In my view, every step of their narrative is a false reading of recent history.
The Conservatives did not fail to win the last election outright because they were not sufficiently right wing, but because not enough voters trusted them. That is the clear conclusion from post-election analysis of voter attitudes. Agreeing a referendum on AV was the minimum price the Tories had to pay to enable Nick Clegg to persuade the Lib Dems into coalition. AV would make it harder to impose a right-wing agenda – or indeed any agenda – on the country for which there is not majority support, but it does not preclude the Conservatives from ever again forming a government on their own.
The irreconcilables won't be convinced.
A narrative can be wrong and still have great potency.

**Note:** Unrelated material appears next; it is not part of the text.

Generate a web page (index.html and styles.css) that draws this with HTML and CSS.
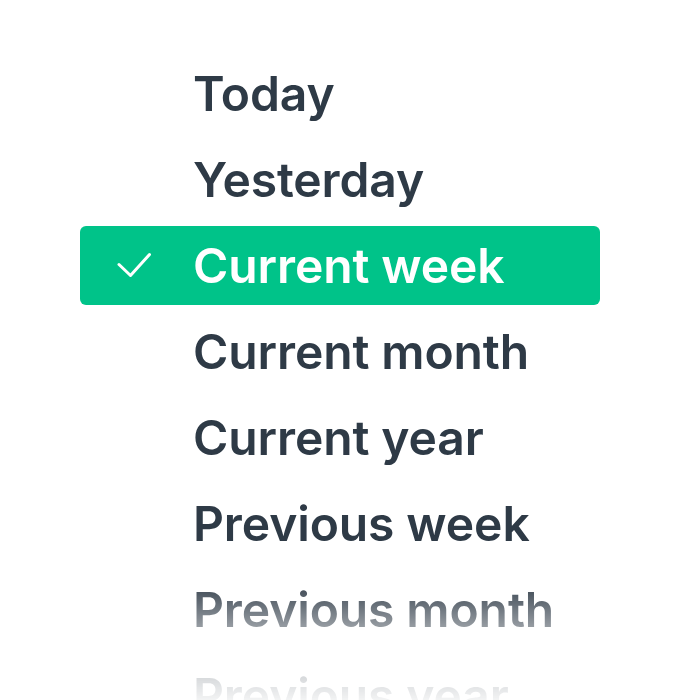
FILE: index.html
```html
<!DOCTYPE html>
<html>
<head>
<meta charset="utf-8">
<link rel="stylesheet" href="styles.css">
</head>
<body>
<ul class="menu">
  <li class="item"><span class="check"></span><span class="label">Today</span></li>
  <li class="item"><span class="check"></span><span class="label">Yesterday</span></li>
  <li class="item selected"><span class="check"><svg width="34" height="26" viewBox="0 0 34 26"><path d="M2 12.5 L13.5 23.5 L32.5 2.5" fill="none" stroke="#fff" stroke-width="3" stroke-linecap="round" stroke-linejoin="round"/></svg></span><span class="label">Current week</span></li>
  <li class="item"><span class="check"></span><span class="label">Current month</span></li>
  <li class="item"><span class="check"></span><span class="label">Current year</span></li>
  <li class="item"><span class="check"></span><span class="label">Previous week</span></li>
  <li class="item"><span class="check"></span><span class="label">Previous month</span></li>
  <li class="item"><span class="check"></span><span class="label">Previous year</span></li>
</ul>
</body>
</html>
```
FILE: styles.css
```css
html, body {
  margin: 0;
  padding: 0;
  background: #ffffff;
  height: 700px;
  overflow: hidden;
}
.menu {
  list-style: none;
  margin: 0 0 0 80px;
  padding: 54px 0 0 0;
  width: 520px;
  height: 700px;
  overflow: hidden;
  box-sizing: border-box;
  display: flex;
  flex-direction: column;
  gap: 7px;
  font-family: Inter, "Noto Sans", sans-serif;
  font-weight: 600;
  font-size: 48px;
  letter-spacing: -0.1px;
  color: #2e3a46;
  -webkit-mask-image: linear-gradient(to bottom, #000 0, #000 578px, rgba(0,0,0,0.45) 632px, rgba(0,0,0,0.06) 700px);
  mask-image: linear-gradient(to bottom, #000 0, #000 578px, rgba(0,0,0,0.45) 632px, rgba(0,0,0,0.06) 700px);
}
.item {
  height: 79px;
  display: flex;
  align-items: center;
  border-radius: 6px;
  flex-shrink: 0;
}
.check {
  width: 113px;
  display: flex;
  justify-content: flex-start;
  padding-left: 37px;
  box-sizing: border-box;
  flex-shrink: 0;
}
.check svg { display: block; margin-top: -2px; }
.label {
  white-space: nowrap;
  line-height: 1;
}
.selected {
  background: #00c389;
  color: #ffffff;
}
```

The double nightmare scenario for David Cameron is that the result is swung in Scotland and Wales where there is a higher turn-out because the referendum coincides with the elections to the Edinburgh Parliament and Cardiff Assembly. Elements of the Conservative party will go demented with fury if England says no but a Celtic yes vote wins it for AV.
The Thatcherite former Scottish secretary, Michael Forsyth, has already described such a outcome as "rigged", which implies he and other Tories might try to resist the introduction of AV on the grounds that the result was not legitimate. One senior Conservative MP on the right predicts that Tories will go "completely mad" if they lose the referendum – to the extent that they might even jeopardise the coalition.
If you are a typical Observer reader, you will be a high-minded person who will cast your vote in the referendum after considered thought about which electoral system will best serve Britain over the longer term.
But you may just happen – especially if you are a Labour person – to be wondering how to stir up maximum trouble for the coalition: do you vote No because the Lib Dems want a Yes or do you vote Yes because the Tories want a No? If that is the question that matters to you, here is the answer.
A No vote will be a terrible headache for Nick Clegg; a Yes vote will be a skull-splitting migraine for David Cameron.